— begin Dataset content —

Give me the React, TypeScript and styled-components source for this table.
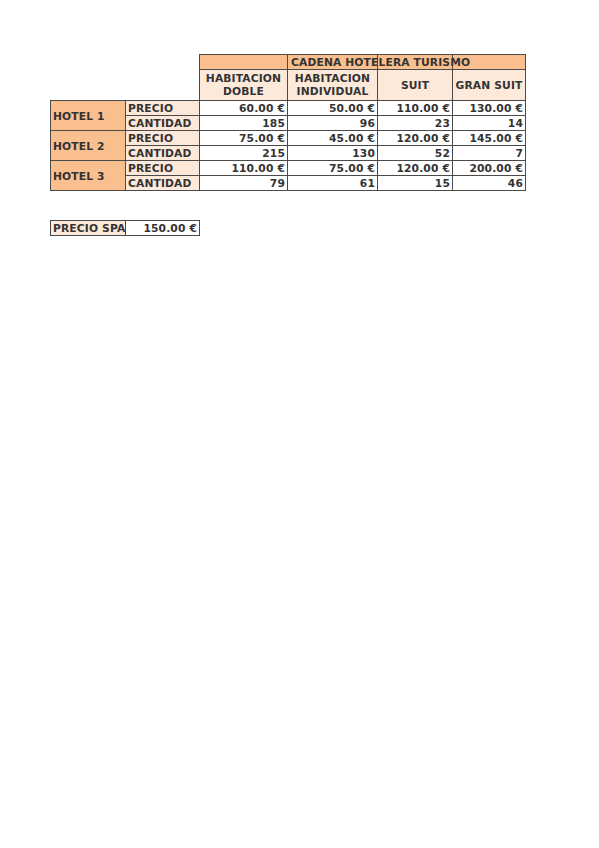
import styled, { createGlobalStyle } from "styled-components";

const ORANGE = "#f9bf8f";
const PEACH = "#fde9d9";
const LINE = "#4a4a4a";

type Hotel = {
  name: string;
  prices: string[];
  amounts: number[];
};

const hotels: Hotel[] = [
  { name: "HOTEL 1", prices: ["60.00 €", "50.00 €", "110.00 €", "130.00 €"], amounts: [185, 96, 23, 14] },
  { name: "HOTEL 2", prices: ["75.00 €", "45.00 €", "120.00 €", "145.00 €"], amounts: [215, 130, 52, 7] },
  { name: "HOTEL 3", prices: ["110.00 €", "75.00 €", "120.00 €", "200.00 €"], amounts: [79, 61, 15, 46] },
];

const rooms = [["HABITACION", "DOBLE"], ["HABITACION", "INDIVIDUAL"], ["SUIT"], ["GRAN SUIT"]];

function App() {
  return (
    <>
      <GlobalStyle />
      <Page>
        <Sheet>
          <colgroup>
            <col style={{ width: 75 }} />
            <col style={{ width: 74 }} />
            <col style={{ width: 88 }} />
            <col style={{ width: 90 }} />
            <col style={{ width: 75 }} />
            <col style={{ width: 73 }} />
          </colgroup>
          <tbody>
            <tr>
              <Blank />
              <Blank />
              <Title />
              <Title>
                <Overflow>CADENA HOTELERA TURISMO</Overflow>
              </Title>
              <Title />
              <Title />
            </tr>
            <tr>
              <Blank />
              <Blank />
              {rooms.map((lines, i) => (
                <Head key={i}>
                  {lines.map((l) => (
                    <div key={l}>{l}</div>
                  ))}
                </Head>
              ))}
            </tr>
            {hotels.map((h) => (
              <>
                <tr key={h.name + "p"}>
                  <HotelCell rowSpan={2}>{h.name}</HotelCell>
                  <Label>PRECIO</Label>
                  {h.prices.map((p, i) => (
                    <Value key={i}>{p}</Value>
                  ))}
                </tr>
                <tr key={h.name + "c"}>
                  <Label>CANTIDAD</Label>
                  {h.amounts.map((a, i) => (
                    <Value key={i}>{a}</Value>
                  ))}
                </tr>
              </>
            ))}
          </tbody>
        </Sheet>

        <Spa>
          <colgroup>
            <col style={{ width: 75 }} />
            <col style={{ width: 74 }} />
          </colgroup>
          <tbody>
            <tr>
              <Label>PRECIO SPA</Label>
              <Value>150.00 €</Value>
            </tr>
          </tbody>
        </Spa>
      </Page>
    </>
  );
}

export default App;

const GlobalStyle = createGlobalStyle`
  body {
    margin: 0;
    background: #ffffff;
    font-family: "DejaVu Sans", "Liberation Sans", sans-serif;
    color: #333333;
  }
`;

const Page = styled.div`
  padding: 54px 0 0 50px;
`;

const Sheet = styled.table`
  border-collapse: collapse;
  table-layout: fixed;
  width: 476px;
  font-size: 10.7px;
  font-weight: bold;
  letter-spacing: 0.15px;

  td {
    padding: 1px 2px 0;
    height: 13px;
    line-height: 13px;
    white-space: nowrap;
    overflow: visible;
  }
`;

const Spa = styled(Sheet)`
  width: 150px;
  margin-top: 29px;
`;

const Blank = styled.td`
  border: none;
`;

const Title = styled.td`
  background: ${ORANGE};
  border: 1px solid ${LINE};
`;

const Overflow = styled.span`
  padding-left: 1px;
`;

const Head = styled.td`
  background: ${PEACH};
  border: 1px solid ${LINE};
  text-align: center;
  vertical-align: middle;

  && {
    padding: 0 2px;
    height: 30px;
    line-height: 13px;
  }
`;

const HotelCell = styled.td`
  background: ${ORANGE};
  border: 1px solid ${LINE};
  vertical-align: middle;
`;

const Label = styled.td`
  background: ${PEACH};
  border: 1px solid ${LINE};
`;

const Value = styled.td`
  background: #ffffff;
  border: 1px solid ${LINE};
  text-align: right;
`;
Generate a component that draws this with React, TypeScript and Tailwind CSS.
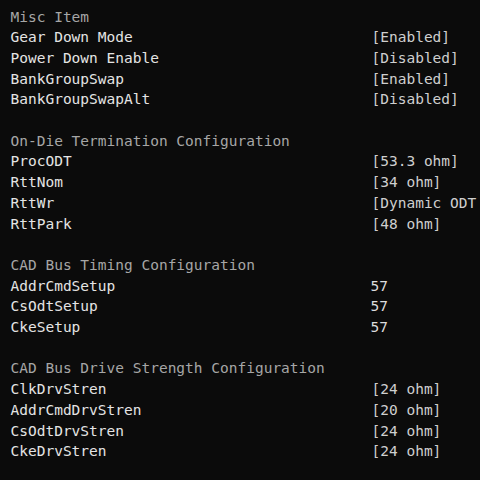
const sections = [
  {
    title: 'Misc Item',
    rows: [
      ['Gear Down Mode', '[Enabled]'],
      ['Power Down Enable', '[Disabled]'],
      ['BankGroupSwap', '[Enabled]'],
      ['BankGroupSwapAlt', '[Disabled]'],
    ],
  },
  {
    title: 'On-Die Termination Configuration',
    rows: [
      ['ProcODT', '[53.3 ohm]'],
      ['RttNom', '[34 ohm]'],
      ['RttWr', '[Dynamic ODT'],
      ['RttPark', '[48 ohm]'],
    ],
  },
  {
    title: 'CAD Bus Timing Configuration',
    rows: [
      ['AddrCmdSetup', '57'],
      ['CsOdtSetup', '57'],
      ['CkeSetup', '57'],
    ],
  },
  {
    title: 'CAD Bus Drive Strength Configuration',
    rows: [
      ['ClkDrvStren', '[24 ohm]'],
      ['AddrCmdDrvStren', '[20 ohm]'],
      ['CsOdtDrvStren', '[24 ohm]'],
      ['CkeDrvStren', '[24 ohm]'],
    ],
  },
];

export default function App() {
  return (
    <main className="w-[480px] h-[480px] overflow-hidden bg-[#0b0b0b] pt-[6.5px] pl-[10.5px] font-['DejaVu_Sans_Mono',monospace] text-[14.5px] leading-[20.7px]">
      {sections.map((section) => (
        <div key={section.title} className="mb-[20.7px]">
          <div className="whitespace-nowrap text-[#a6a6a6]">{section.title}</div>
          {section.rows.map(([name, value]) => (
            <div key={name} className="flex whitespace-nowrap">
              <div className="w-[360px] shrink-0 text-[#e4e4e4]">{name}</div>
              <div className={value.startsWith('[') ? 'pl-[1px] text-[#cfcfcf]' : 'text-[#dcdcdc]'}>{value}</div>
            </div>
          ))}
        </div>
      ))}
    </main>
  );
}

— end Dataset content —

Your job is to transcribe the entries above exactly; skip the pictures.

Give me the React, TypeScript and styled-components source for this table.
import styled, { createGlobalStyle } from "styled-components";

const ORANGE = "#f9bf8f";
const PEACH = "#fde9d9";
const LINE = "#4a4a4a";

type Hotel = {
  name: string;
  prices: string[];
  amounts: number[];
};

const hotels: Hotel[] = [
  { name: "HOTEL 1", prices: ["60.00 €", "50.00 €", "110.00 €", "130.00 €"], amounts: [185, 96, 23, 14] },
  { name: "HOTEL 2", prices: ["75.00 €", "45.00 €", "120.00 €", "145.00 €"], amounts: [215, 130, 52, 7] },
  { name: "HOTEL 3", prices: ["110.00 €", "75.00 €", "120.00 €", "200.00 €"], amounts: [79, 61, 15, 46] },
];

const rooms = [["HABITACION", "DOBLE"], ["HABITACION", "INDIVIDUAL"], ["SUIT"], ["GRAN SUIT"]];

function App() {
  return (
    <>
      <GlobalStyle />
      <Page>
        <Sheet>
          <colgroup>
            <col style={{ width: 75 }} />
            <col style={{ width: 74 }} />
            <col style={{ width: 88 }} />
            <col style={{ width: 90 }} />
            <col style={{ width: 75 }} />
            <col style={{ width: 73 }} />
          </colgroup>
          <tbody>
            <tr>
              <Blank />
              <Blank />
              <Title />
              <Title>
                <Overflow>CADENA HOTELERA TURISMO</Overflow>
              </Title>
              <Title />
              <Title />
            </tr>
            <tr>
              <Blank />
              <Blank />
              {rooms.map((lines, i) => (
                <Head key={i}>
                  {lines.map((l) => (
                    <div key={l}>{l}</div>
                  ))}
                </Head>
              ))}
            </tr>
            {hotels.map((h) => (
              <>
                <tr key={h.name + "p"}>
                  <HotelCell rowSpan={2}>{h.name}</HotelCell>
                  <Label>PRECIO</Label>
                  {h.prices.map((p, i) => (
                    <Value key={i}>{p}</Value>
                  ))}
                </tr>
                <tr key={h.name + "c"}>
                  <Label>CANTIDAD</Label>
                  {h.amounts.map((a, i) => (
                    <Value key={i}>{a}</Value>
                  ))}
                </tr>
              </>
            ))}
          </tbody>
        </Sheet>

        <Spa>
          <colgroup>
            <col style={{ width: 75 }} />
            <col style={{ width: 74 }} />
          </colgroup>
          <tbody>
            <tr>
              <Label>PRECIO SPA</Label>
              <Value>150.00 €</Value>
            </tr>
          </tbody>
        </Spa>
      </Page>
    </>
  );
}

export default App;

const GlobalStyle = createGlobalStyle`
  body {
    margin: 0;
    background: #ffffff;
    font-family: "DejaVu Sans", "Liberation Sans", sans-serif;
    color: #333333;
  }
`;

const Page = styled.div`
  padding: 54px 0 0 50px;
`;

const Sheet = styled.table`
  border-collapse: collapse;
  table-layout: fixed;
  width: 476px;
  font-size: 10.7px;
  font-weight: bold;
  letter-spacing: 0.15px;

  td {
    padding: 1px 2px 0;
    height: 13px;
    line-height: 13px;
    white-space: nowrap;
    overflow: visible;
  }
`;

const Spa = styled(Sheet)`
  width: 150px;
  margin-top: 29px;
`;

const Blank = styled.td`
  border: none;
`;

const Title = styled.td`
  background: ${ORANGE};
  border: 1px solid ${LINE};
`;

const Overflow = styled.span`
  padding-left: 1px;
`;

const Head = styled.td`
  background: ${PEACH};
  border: 1px solid ${LINE};
  text-align: center;
  vertical-align: middle;

  && {
    padding: 0 2px;
    height: 30px;
    line-height: 13px;
  }
`;

const HotelCell = styled.td`
  background: ${ORANGE};
  border: 1px solid ${LINE};
  vertical-align: middle;
`;

const Label = styled.td`
  background: ${PEACH};
  border: 1px solid ${LINE};
`;

const Value = styled.td`
  background: #ffffff;
  border: 1px solid ${LINE};
  text-align: right;
`;
Generate a component that draws this with React, TypeScript and Tailwind CSS.
const sections = [
  {
    title: 'Misc Item',
    rows: [
      ['Gear Down Mode', '[Enabled]'],
      ['Power Down Enable', '[Disabled]'],
      ['BankGroupSwap', '[Enabled]'],
      ['BankGroupSwapAlt', '[Disabled]'],
    ],
  },
  {
    title: 'On-Die Termination Configuration',
    rows: [
      ['ProcODT', '[53.3 ohm]'],
      ['RttNom', '[34 ohm]'],
      ['RttWr', '[Dynamic ODT'],
      ['RttPark', '[48 ohm]'],
    ],
  },
  {
    title: 'CAD Bus Timing Configuration',
    rows: [
      ['AddrCmdSetup', '57'],
      ['CsOdtSetup', '57'],
      ['CkeSetup', '57'],
    ],
  },
  {
    title: 'CAD Bus Drive Strength Configuration',
    rows: [
      ['ClkDrvStren', '[24 ohm]'],
      ['AddrCmdDrvStren', '[20 ohm]'],
      ['CsOdtDrvStren', '[24 ohm]'],
      ['CkeDrvStren', '[24 ohm]'],
    ],
  },
];

export default function App() {
  return (
    <main className="w-[480px] h-[480px] overflow-hidden bg-[#0b0b0b] pt-[6.5px] pl-[10.5px] font-['DejaVu_Sans_Mono',monospace] text-[14.5px] leading-[20.7px]">
      {sections.map((section) => (
        <div key={section.title} className="mb-[20.7px]">
          <div className="whitespace-nowrap text-[#a6a6a6]">{section.title}</div>
          {section.rows.map(([name, value]) => (
            <div key={name} className="flex whitespace-nowrap">
              <div className="w-[360px] shrink-0 text-[#e4e4e4]">{name}</div>
              <div className={value.startsWith('[') ? 'pl-[1px] text-[#cfcfcf]' : 'text-[#dcdcdc]'}>{value}</div>
            </div>
          ))}
        </div>
      ))}
    </main>
  );
}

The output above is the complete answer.